Arrest may yield al-Qaida secrets

Binalshibh said to be key figure in Hamburg terror cell

? Germany’s investigation into the Hamburg suicide hijackers after the Sept. 11 attacks kept returning to one man: Ramzi Binalshibh.

Binalshibh was apprehended this Sept. 11, in Karachi, Pakistan, after a raid by Pakistani and CIA operatives.

Pakistan police escort a blindfolded Ramzi Binalshibh after a gunbattle between police and suspected al-Qaida members in Karachi, Pakistan. Binalshibh, believed to be a key planner of the Sept. 11 terror attacks, is expected to be a font of knowledge about al-Qaida's Hamburg, Germany, cell..

With Binalshibh now in custody, German officials want to bring the 30-year-old Yemeni back on an international warrant for allegedly providing logistical support for the Hamburg cell.

Binalshibh first came to Germany on a scholarship to study at Hamburg’s Technical University, where at least five of the terrorists were students, meeting the cell leader Mohamad Atta early in his stay.

Atta and al-Shehhi, who were cousins, were the first two chosen as pilots in the attacks. Atta then chose Binalshibh and Zaid Jarrah to fly the other two planes, federal prosecutor Kay Nehm said last month.

At the end of November, 1999, the four prospective pilots Binalshibh included traveled to Afghanistan to secure financial and logistical help for the planned attack. They returned to Hamburg in the summer of 2000.
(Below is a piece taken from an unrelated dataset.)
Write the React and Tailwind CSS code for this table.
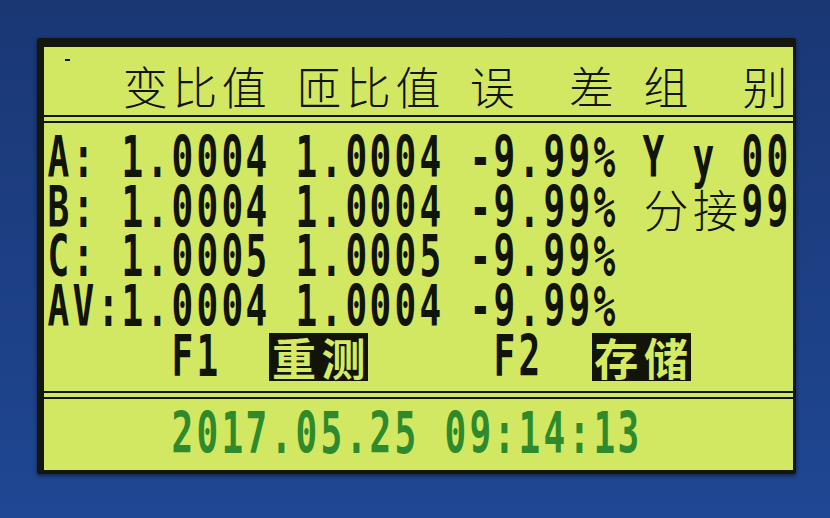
import React from "react";

const header = "   变比值 匝比值 误  差 组  别";

const rows = [
  ["A: 1.0004 1.0004 -9.99% Y y 00"],
  ["B: 1.0004 1.0004 -9.99% 分接99"],
  ["C: 1.0005 1.0005 -9.99%"],
  ["AV:1.0004 1.0004 -9.99%"],
  ["     F1  ", { inv: "重测" }, "     F2  ", { inv: "存储" }],
];

const isWide = (ch) => /[\u4e00-\u9fff]/.test(ch);

const Glyph = ({ ch, thin }) => {
  if (isWide(ch)) {
    return (
      <span
        className={
          thin
            ? "flex w-[49.6px] shrink-0 justify-center font-['Noto_Sans_CJK_SC',sans-serif] text-[45px] font-light leading-none"
            : "flex w-[49.6px] shrink-0 justify-center font-['Noto_Sans_CJK_SC',sans-serif] text-[44px] font-bold leading-none"
        }
      >
        {ch}
      </span>
    );
  }
  return (
    <span className="flex w-[24.8px] shrink-0 justify-center">
      <span className="inline-block scale-x-[0.88] scale-y-[1.38] font-['DejaVu_Sans_Mono',monospace] text-[41px] font-bold leading-none">
        {ch === " " ? "\u00a0" : ch}
      </span>
    </span>
  );
};

const Line = ({ parts, className }) => (
  <div className={className}>
    {parts.map((p, i) =>
      typeof p === "string" ? (
        Array.from(p).map((ch, j) => <Glyph key={i + "-" + j} ch={ch} thin />)
      ) : (
        <span key={i} className="flex h-[48px] items-center bg-[#121407] text-[#d6ea66]">
          {Array.from(p.inv).map((ch, j) => (
            <Glyph key={j} ch={ch} />
          ))}
        </span>
      )
    )}
  </div>
);

const App = () => {
  return (
    <main className="h-[518px] w-[830px] overflow-hidden bg-linear-to-b from-[#1a3774] to-[#1f4793] pl-[37px] pt-[38px]">
      {/* LCD frame */}
      <div className="w-[759px] rounded-[2px] bg-[#15160e] pb-[4px] pl-[7px] pr-[3px] pt-[9px] shadow-[0_2px_4px_rgba(0,0,0,0.5)]">
        <div className="flex h-[423px] flex-col bg-[#d3e862] text-[#111408]">
          {/* header */}
          <div className="relative flex h-[68px] items-center pl-[2px] pt-[8px]">
            <span className="absolute left-[21px] top-[12px] h-[2px] w-[5px] bg-[#111408]" />
            <Line parts={[header]} className="flex items-center" />
          </div>
          <div className="h-[2px] bg-[#111408]" />
          <div className="h-[4px]" />
          <div className="h-[2px] bg-[#111408]" />

          {/* data rows */}
          <div className="flex h-[268px] flex-col pl-[2px] pt-[11px]">
            {rows.map((r, i) => (
              <Line key={i} parts={r} className="flex h-[49.6px] items-center" />
            ))}
          </div>

          <div className="h-[2px] bg-[#111408]" />
          <div className="h-[4px]" />
          <div className="h-[2px] bg-[#111408]" />

          {/* clock */}
          <div className="flex flex-1 items-center pl-[2px] text-[#2e8a2c]">
            <Line parts={["     2017.05.25 09:14:13"]} className="flex items-center" />
          </div>
        </div>
      </div>
    </main>
  );
};

export default App;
Despite repeated attempts, Binalshibh was denied a visa to the United States to attend flight school with Jarrah in Venice, Fla., while al-Shehhi and Atta studied at another school in the same city.

Zakariya Essabar, a Moroccan and part-time Marienstrasse resident, was chosen to take his place, but his visa was rejected.

They settled on Zacarias Moussaoui, who went to the United States in February 2001, but was arrested that August when instructors at his Minnesota flight school grew suspicious.

Moussaoui is in U.S. custody and on trial for his alleged role in the attacks.

But just because he was out as a pilot didn’t mean that Binalshibh was out of the plot.

“After his exclusion as the fourth pilot, Binalshibh became the most significant contact person inside the network,” Nehm said.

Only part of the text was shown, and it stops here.